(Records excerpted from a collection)
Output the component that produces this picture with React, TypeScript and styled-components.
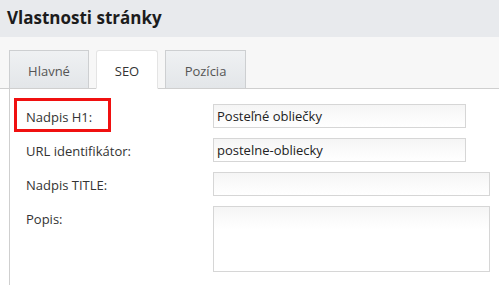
import React from "react";
import styled, { createGlobalStyle } from "styled-components";

const Global = createGlobalStyle`
  html, body { margin: 0; padding: 0; background: #ffffff; }
  body { font-family: "Open Sans", "Noto Sans", sans-serif; color: #333; overflow: hidden; }
  * { box-sizing: border-box; }
`;

const Page = styled.div`
  width: 499px;
  height: 285px;
  display: flex;
  flex-direction: column;
`;

const Header = styled.div`
  height: 37px;
  background: #e8eaed;
  display: flex;
  align-items: center;
  padding-left: 7px;
`;

const Title = styled.h1`
  margin: 0;
  font-size: 17px;
  font-weight: 700;
  color: #1c1c1c;
  line-height: 20px;
  margin-top: -2px;
`;

const TabBar = styled.div`
  background: #f7f7f7;
  padding: 13px 0 0 9px;
  display: flex;
  gap: 7px;
  border-bottom: 1px solid #cfcfcf;
`;

const Tab = styled.div<{ $active?: boolean; $w: number }>`
  width: ${(p) => p.$w}px;
  height: 39px;
  margin-bottom: -1px;
  display: flex;
  align-items: center;
  justify-content: center;
  font-size: 13px;
  color: ${(p) => (p.$active ? "#333" : "#555")};
  border: 1px solid ${(p) => (p.$active ? "#e4e4e4" : "#cdcfd1")};
  border-bottom: ${(p) => (p.$active ? "1px solid #fff" : "1px solid #cfcfcf")};
  background: ${(p) =>
    p.$active ? "#ffffff" : "linear-gradient(#eff1f3, #e3e6e9)"};
  border-radius: ${(p) => (p.$active ? "3px 3px 0 0" : "0")};
  padding-top: 2px;
`;

const Content = styled.div`
  flex: 1;
  margin-left: 9px;
  border-left: 1px solid #cfcfcf;
  background: #fff;
  padding: 15px 0 0 4px;
  display: flex;
  flex-direction: column;
  gap: 10px;
`;

const Row = styled.div`
  display: flex;
  align-items: flex-start;
`;

const LabelCell = styled.div`
  width: 199px;
  flex-shrink: 0;
  position: relative;
`;

const Label = styled.label`
  display: inline-block;
  font-size: 13px;
  line-height: 18px;
  color: #333;
  padding: 4px 0 0 12px;
  white-space: nowrap;
`;

const Marker = styled.span`
  position: absolute;
  left: 0;
  top: -6px;
  width: 97px;
  height: 34px;
  border: 3px solid #f01010;
  pointer-events: none;
`;

const Input = styled.div<{ $w: number }>`
  width: ${(p) => p.$w}px;
  height: 24px;
  border: 1px solid #d6d6d6;
  background: linear-gradient(#f5f5f5, #ffffff);
  font-size: 13px;
  line-height: 22px;
  padding-left: 3px;
  color: #222;
  white-space: nowrap;
`;

const TextArea = styled.div`
  width: 277px;
  height: 66px;
  border: 1px solid #d6d6d6;
  background: linear-gradient(#f5f5f5, #ffffff 22px);
`;

export default function App() {
  return (
    <Page>
      <Global />
      <Header>
        <Title>Vlastnosti stránky</Title>
      </Header>
      <TabBar>
        <Tab $w={80}>Hlavné</Tab>
        <Tab $w={62} $active>
          SEO
        </Tab>
        <Tab $w={81}>Pozícia</Tab>
      </TabBar>
      <Content>
        <Row>
          <LabelCell>
            <Marker />
            <Label>Nadpis H1:</Label>
          </LabelCell>
          <Input $w={253}>Posteľné obliečky</Input>
        </Row>
        <Row>
          <LabelCell>
            <Label>URL identifikátor:</Label>
          </LabelCell>
          <Input $w={253}>postelne-obliecky</Input>
        </Row>
        <Row>
          <LabelCell>
            <Label>Nadpis TITLE:</Label>
          </LabelCell>
          <Input $w={277} />
        </Row>
        <Row>
          <LabelCell>
            <Label>Popis:</Label>
          </LabelCell>
          <TextArea />
        </Row>
      </Content>
    </Page>
  );
}
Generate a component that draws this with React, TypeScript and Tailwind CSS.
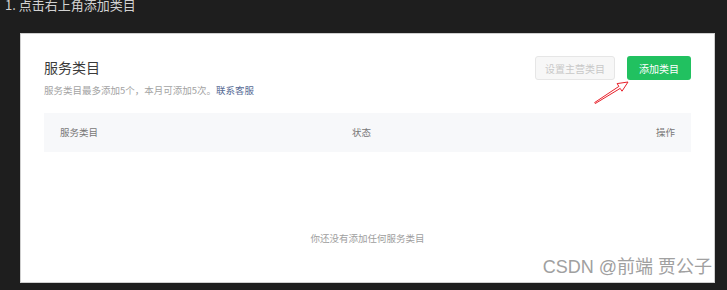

**Description of the task**
Omit any images, then output the listing exactly.

**Answer**
Output the component that produces this picture with React, TypeScript and styled-components.
import React from "react";
import styled, { createGlobalStyle } from "styled-components";

const Global = createGlobalStyle`
  html, body { margin: 0; padding: 0; background: #ffffff; }
  body { font-family: "Open Sans", "Noto Sans", sans-serif; color: #333; overflow: hidden; }
  * { box-sizing: border-box; }
`;

const Page = styled.div`
  width: 499px;
  height: 285px;
  display: flex;
  flex-direction: column;
`;

const Header = styled.div`
  height: 37px;
  background: #e8eaed;
  display: flex;
  align-items: center;
  padding-left: 7px;
`;

const Title = styled.h1`
  margin: 0;
  font-size: 17px;
  font-weight: 700;
  color: #1c1c1c;
  line-height: 20px;
  margin-top: -2px;
`;

const TabBar = styled.div`
  background: #f7f7f7;
  padding: 13px 0 0 9px;
  display: flex;
  gap: 7px;
  border-bottom: 1px solid #cfcfcf;
`;

const Tab = styled.div<{ $active?: boolean; $w: number }>`
  width: ${(p) => p.$w}px;
  height: 39px;
  margin-bottom: -1px;
  display: flex;
  align-items: center;
  justify-content: center;
  font-size: 13px;
  color: ${(p) => (p.$active ? "#333" : "#555")};
  border: 1px solid ${(p) => (p.$active ? "#e4e4e4" : "#cdcfd1")};
  border-bottom: ${(p) => (p.$active ? "1px solid #fff" : "1px solid #cfcfcf")};
  background: ${(p) =>
    p.$active ? "#ffffff" : "linear-gradient(#eff1f3, #e3e6e9)"};
  border-radius: ${(p) => (p.$active ? "3px 3px 0 0" : "0")};
  padding-top: 2px;
`;

const Content = styled.div`
  flex: 1;
  margin-left: 9px;
  border-left: 1px solid #cfcfcf;
  background: #fff;
  padding: 15px 0 0 4px;
  display: flex;
  flex-direction: column;
  gap: 10px;
`;

const Row = styled.div`
  display: flex;
  align-items: flex-start;
`;

const LabelCell = styled.div`
  width: 199px;
  flex-shrink: 0;
  position: relative;
`;

const Label = styled.label`
  display: inline-block;
  font-size: 13px;
  line-height: 18px;
  color: #333;
  padding: 4px 0 0 12px;
  white-space: nowrap;
`;

const Marker = styled.span`
  position: absolute;
  left: 0;
  top: -6px;
  width: 97px;
  height: 34px;
  border: 3px solid #f01010;
  pointer-events: none;
`;

const Input = styled.div<{ $w: number }>`
  width: ${(p) => p.$w}px;
  height: 24px;
  border: 1px solid #d6d6d6;
  background: linear-gradient(#f5f5f5, #ffffff);
  font-size: 13px;
  line-height: 22px;
  padding-left: 3px;
  color: #222;
  white-space: nowrap;
`;

const TextArea = styled.div`
  width: 277px;
  height: 66px;
  border: 1px solid #d6d6d6;
  background: linear-gradient(#f5f5f5, #ffffff 22px);
`;

export default function App() {
  return (
    <Page>
      <Global />
      <Header>
        <Title>Vlastnosti stránky</Title>
      </Header>
      <TabBar>
        <Tab $w={80}>Hlavné</Tab>
        <Tab $w={62} $active>
          SEO
        </Tab>
        <Tab $w={81}>Pozícia</Tab>
      </TabBar>
      <Content>
        <Row>
          <LabelCell>
            <Marker />
            <Label>Nadpis H1:</Label>
          </LabelCell>
          <Input $w={253}>Posteľné obliečky</Input>
        </Row>
        <Row>
          <LabelCell>
            <Label>URL identifikátor:</Label>
          </LabelCell>
          <Input $w={253}>postelne-obliecky</Input>
        </Row>
        <Row>
          <LabelCell>
            <Label>Nadpis TITLE:</Label>
          </LabelCell>
          <Input $w={277} />
        </Row>
        <Row>
          <LabelCell>
            <Label>Popis:</Label>
          </LabelCell>
          <TextArea />
        </Row>
      </Content>
    </Page>
  );
}
Generate a component that draws this with React, TypeScript and Tailwind CSS.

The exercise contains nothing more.